What I strongly admired about Green Zone is that while there are many characters, the plot does not get bogged down in these intricate complexities that make other espionage films like Syriana hard to endure.  The script - by Oscar winner Brian Helgeland - lays out the detailed plot in a manner that is clear and easy to follow without pandering to the audience.  The events of the plot are fiction but loosely based on the book Imperial Life in the Emerald City: Inside Iraq’s Green Zone by Rajiv Chandrasekaran.

Another asset of the film is in its pacing.  Much of the film is a chase for a man and, in a much larger sense, the truth.  It is filmed with a break neck pace and with Greengrass’s shaky cam (or queasy cam as some call it) style that he employed in the Bourne films and in United 93.  There are many critics of this style, but I like it a lot.  To me, this style is more effective than 3D in embedding you into the flow of the film.

Greengrass is obviously making a statement about the lack of intelligence that led us into war.  He infuses real life events successfully with his own narrative.  Much has been talked about the disbanding of the Republican Guard led to the current insurgency.  Charles Ferguson’s powerful documentary No End In Sight talked about this in detail.  Here, Greengrass uses this event as a key in creating unbearable tension to the plot.
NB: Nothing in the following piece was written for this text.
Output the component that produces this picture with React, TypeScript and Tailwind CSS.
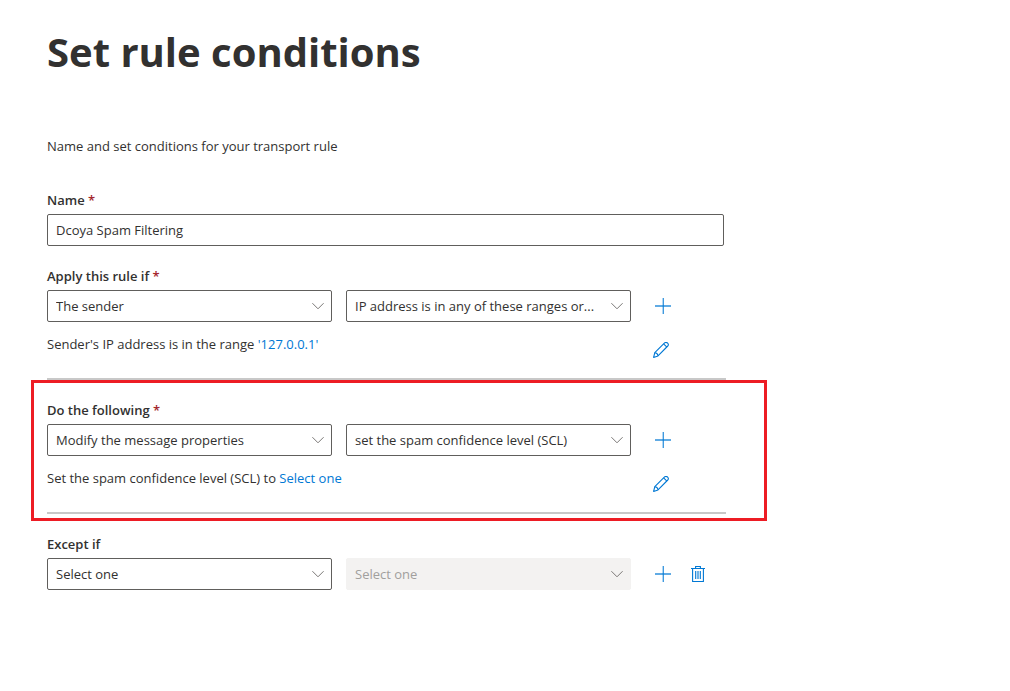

It is this successful mix of politics and storytelling that is probably the film’s only weakness.  The fact that faulty intelligence led us to war is nothing new.  That aspect might have been more effective four or five years ago.  But regardless, this is one terrifically crafted war thriller that manages to get your pulse racing without devolving into a mindless action film.